The time is now to figure out the answers to these questions.

Simply put, I believe the answer is to leave our moderately-effective transactional relationships behind. The types of relationships that establish plans like – if you do this and stand here and say this, I’ll do that and stand there and say that.

Instead, our relationships must be transformational.

Our visions, missions and strategies will vary, but that should not matter if love and respect is our core value.
The environmental philanthropic community is one of the wealthiest communities on the left – that is a good thing. A wonderful thing. But, we have a lot to learn from the struggles led by poor people, who have made major gains without a portion of the funds that the environmental community has.

There is a fundamental truth in Hip Hop that I think is useful for all of us to remember. No amount of money can buy you Street Cred. Street Cred only comes from being in the streets, and doing good in the streets.
The time to be “in the streets” is now. The time to be talking to everyone, and growing our movement person to person is now.
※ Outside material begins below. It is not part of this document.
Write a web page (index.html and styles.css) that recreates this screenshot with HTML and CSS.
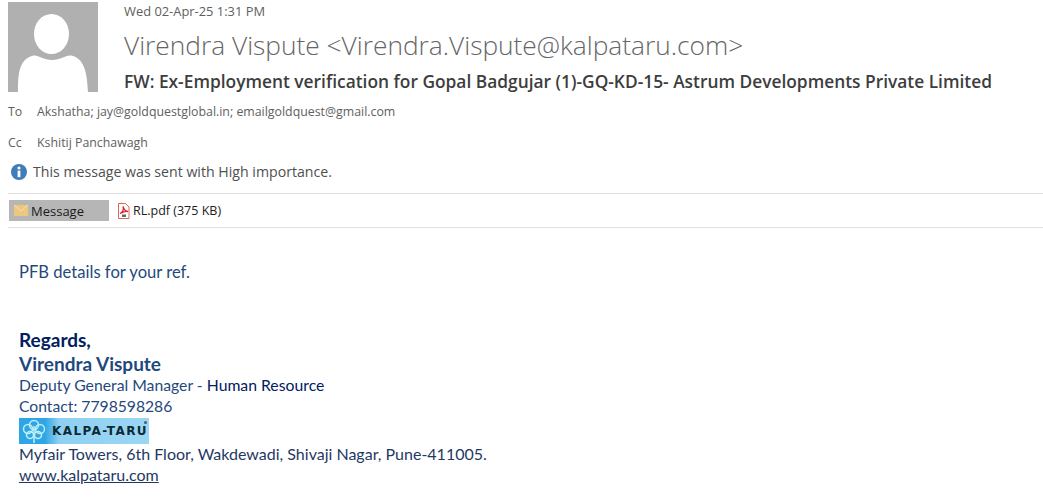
FILE: index.html
```html
<!DOCTYPE html>
<html lang="en">
<head>
    <meta charset="UTF-8">
    <meta name="viewport" content="width=device-width, initial-scale=1.0">
    <title>FW: Ex-Employment verification</title>
    <link rel="stylesheet" href="styles.css">
</head>
<body>
    <div class="header">
        <svg class="avatar" width="90" height="90" viewBox="0 0 90 90">
            <rect width="90" height="90" fill="#b0b0b0"/>
            <ellipse cx="43.500" cy="32" rx="17.500" ry="20" fill="#fff"/>
            <path d="M10 90 C10 72 11 58 24 54 C30 52 34 58 44 58 C54 58 58 52 65 54 C77 58 79 72 80 90 Z" fill="#fff"/>
        </svg>
        <div class="header-text">
            <div class="sent">Wed 02-Apr-25 1:31 PM</div>
            <div class="sender">Virendra Vispute &lt;Virendra.Vispute@kalpataru.com&gt;</div>
            <div class="subject">FW: Ex-Employment verification for Gopal Badgujar (1)-GQ-KD-15- Astrum Developments Private Limited</div>
        </div>
    </div>

    <div class="recipient recipient-to">
        <span class="recipient-label">To</span>
        <span class="recipient-names">Akshatha; jay@goldquestglobal.in; emailgoldquest@gmail.com</span>
    </div>
    <div class="recipient recipient-cc">
        <span class="recipient-label">Cc</span>
        <span class="recipient-names">Kshitij Panchawagh</span>
    </div>

    <div class="notice">
        <svg width="16" height="16" viewBox="0 0 16 16">
            <circle cx="8" cy="8" r="8" fill="#3f7cb8"/>
            <circle cx="8" cy="4" r="1.600" fill="#fff"/>
            <rect x="6.600" y="6.600" width="2.800" height="6.600" fill="#fff"/>
        </svg>
        <span>This message was sent with High importance.</span>
    </div>

    <div class="attachments">
        <div class="tab">
            <svg width="14" height="11" viewBox="0 0 14 11">
                <rect width="14" height="11" fill="#eec77e"/>
                <path d="M0 0 L7 6 L14 0" fill="none" stroke="#f7e0ae" stroke-width="1"/>
            </svg>
            <span>Message</span>
        </div>
        <div class="file">
            <svg width="13" height="16" viewBox="0 0 13 16">
                <path d="M1.500 .5 H8.500 L12 4 V15.500 H1.500 Z" fill="#fff" stroke="#e2625c"/>
                <path d="M3 10.500 C6 9.500 7 6 6 3.500 C7 6.500 8 8.500 11 8.500 C9 8 6 9 3 10.500 Z" fill="none" stroke="#d8202a" stroke-width="1.300"/>
                <rect x="5" y="11.500" width="4" height="2.500" fill="#666"/>
            </svg>
            <span>RL.pdf (375 KB)</span>
        </div>
    </div>

    <div class="message">
        <p class="intro">PFB details for your ref.</p>
        <div class="regards">Regards,</div>
        <div class="sig-name">Virendra Vispute</div>
        <div class="sig-line sig-title">Deputy General Manager - <span class="sig-dark">Human Resource</span></div>
        <div class="sig-line sig-contact">Contact: 7798598286</div>
        <div class="logo">
            <svg width="30" height="26" viewBox="0 0 30 26">
                <g fill="none" stroke="#bfeef5" stroke-width="1.500">
                    <circle cx="15" cy="7" r="4.500"/>
                    <circle cx="9" cy="11" r="4.500"/>
                    <circle cx="21" cy="11" r="4.500"/>
                    <circle cx="11" cy="17" r="3.500"/>
                    <circle cx="19" cy="17" r="3.500"/>
                    <path d="M15 8 V25"/>
                </g>
            </svg>
            <span class="logo-text">KALPA-TARU</span>
            <span class="logo-mark"></span>
        </div>
        <div class="sig-line address">Myfair Towers, 6th Floor, Wakdewadi, Shivaji Nagar, Pune-411005.</div>
        <a class="sig-line site" href="#">www.kalpataru.com</a>
    </div>
</body>
</html>
```

FILE: styles.css
```css
body {
    margin: 0;
    height: 498px;
    overflow: hidden;
    background: #fff;
    font-family: "Open Sans", "Noto Sans", sans-serif;
}

.header {
    display: flex;
    padding: 2px 0 0 8px;
}

.avatar {
    flex: none;
}

.header-text {
    margin-left: 26px;
    white-space: nowrap;
}

.sent {
    font-size: 12.9px;
    line-height: 18px;
    margin-top: 0;
    color: #606060;
}

.sender {
    font-size: 26.3px;
    line-height: 36px;
    margin-top: 7px;
    color: #666;
    font-weight: 300;
}

.subject {
    font-size: 17.35px;
    line-height: 24px;
    margin-top: 6px;
    font-weight: 600;
    color: #3d3d3d;
}

.recipient {
    display: flex;
    padding-left: 8px;
    font-size: 12.35px;
    line-height: 16px;
    color: #606060;
    white-space: nowrap;
}

.recipient-to {
    margin-top: 11px;
}

.recipient-cc {
    margin-top: 15px;
}

.recipient-label {
    width: 29px;
}

.notice {
    display: flex;
    align-items: center;
    gap: 6px;
    margin: 12px 0 0 11px;
    font-size: 14.15px;
    line-height: 18px;
    color: #505050;
}

.attachments {
    display: flex;
    align-items: center;
    height: 33px;
    margin: 12px 0 0 8px;
    border-top: 1px solid #e1e1e1;
    border-bottom: 1px solid #e1e1e1;
}

.tab {
    display: flex;
    align-items: center;
    gap: 3px;
    width: 100px;
    height: 21px;
    margin-left: 1px;
    padding-left: 5px;
    box-sizing: border-box;
    background: #b6b6b6;
    font-size: 13px;
    color: #1a1a1a;
}

.file {
    display: flex;
    align-items: center;
    gap: 3px;
    margin-left: 8px;
    font-size: 12.5px;
    color: #222;
}

.message {
    padding: 34px 0 0 19px;
    font-family: Lato, "Open Sans", sans-serif;
    font-size: 16px;
    line-height: 21px;
    color: #1f3864;
}

.intro {
    margin: 0 0 45px;
    font-size: 16.6px;
    color: #1f497d;
}

.regards {
    font-size: 19px;
    line-height: 24px;
    font-weight: 700;
    color: #002060;
}

.sig-name {
    font-size: 19px;
    line-height: 24px;
    margin-bottom: -2px;
    font-weight: 700;
    color: #1f497d;
}

.sig-line {
    display: block;
}

.sig-title {
    font-size: 15.75px;
    color: #1f497d;
}

.sig-contact {
    font-size: 15.7px;
    margin-top: 1px;
    color: #1f497d;
}

.sig-dark {
    color: #002060;
}

.logo {
    display: flex;
    align-items: center;
    position: relative;
    width: 130px;
    height: 26px;
    margin: 1px 0 -1px;
    background: linear-gradient(90deg, #2ea6e6 0, #2ea6e6 26px, #8fd0f2 40px, #9bd6f4 100%);
}

.logo-text {
    margin-left: 3px;
    font-family: "DejaVu Sans", sans-serif;
    font-size: 12px;
    font-weight: 700;
    color: #0c2a34;
    letter-spacing: 1.400px;
    white-space: nowrap;
}

.logo-mark {
    position: absolute;
    right: 2px;
    top: 3px;
    width: 3px;
    height: 3px;
    border-radius: 50%;
    background: #40606e;
}

.address {
    color: #1f3864;
}

.site {
    color: #1f3864;
    text-decoration: underline;
}
```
I know many of us are feeling disappointed in this particular political moment. My good friends Rev Jesse Jackson and Van Jones urge us to “Keep Hope Alive”, and they are right.

For so many in the electorate – and also for those to whom we need to expand the electorate (which needs to be a core strategy of the environmental movement) – they see an Administration that for the first time in history looks like them. They see an African American President, they see an African American EPA Administrator, they see a Latina Secretary of Labor, they see an Asian American Secretary of Energy, they see a Latino Secretary of the Interior, and they see an African American Attorney General.

We cannot underestimate the power of this shift. That doesn’t mean that these folks are not to be held accountable. Of course they are. But, it is our moment, as movement leaders, to show the American people, particularly disenfranchised communities, how to access power, how to force power, how to build power. That is our job.

At the same time, the burden of saving the planet is not ours alone. As humanity we will either prosper together or we will perish together. So together we must find the solutions required. The moment the weight of the world’s problems become one group’s burden, we have lost.

Thank you very much for having me. I look forward to a robust discussion at this critical time for our generation and future generations. Power to the people!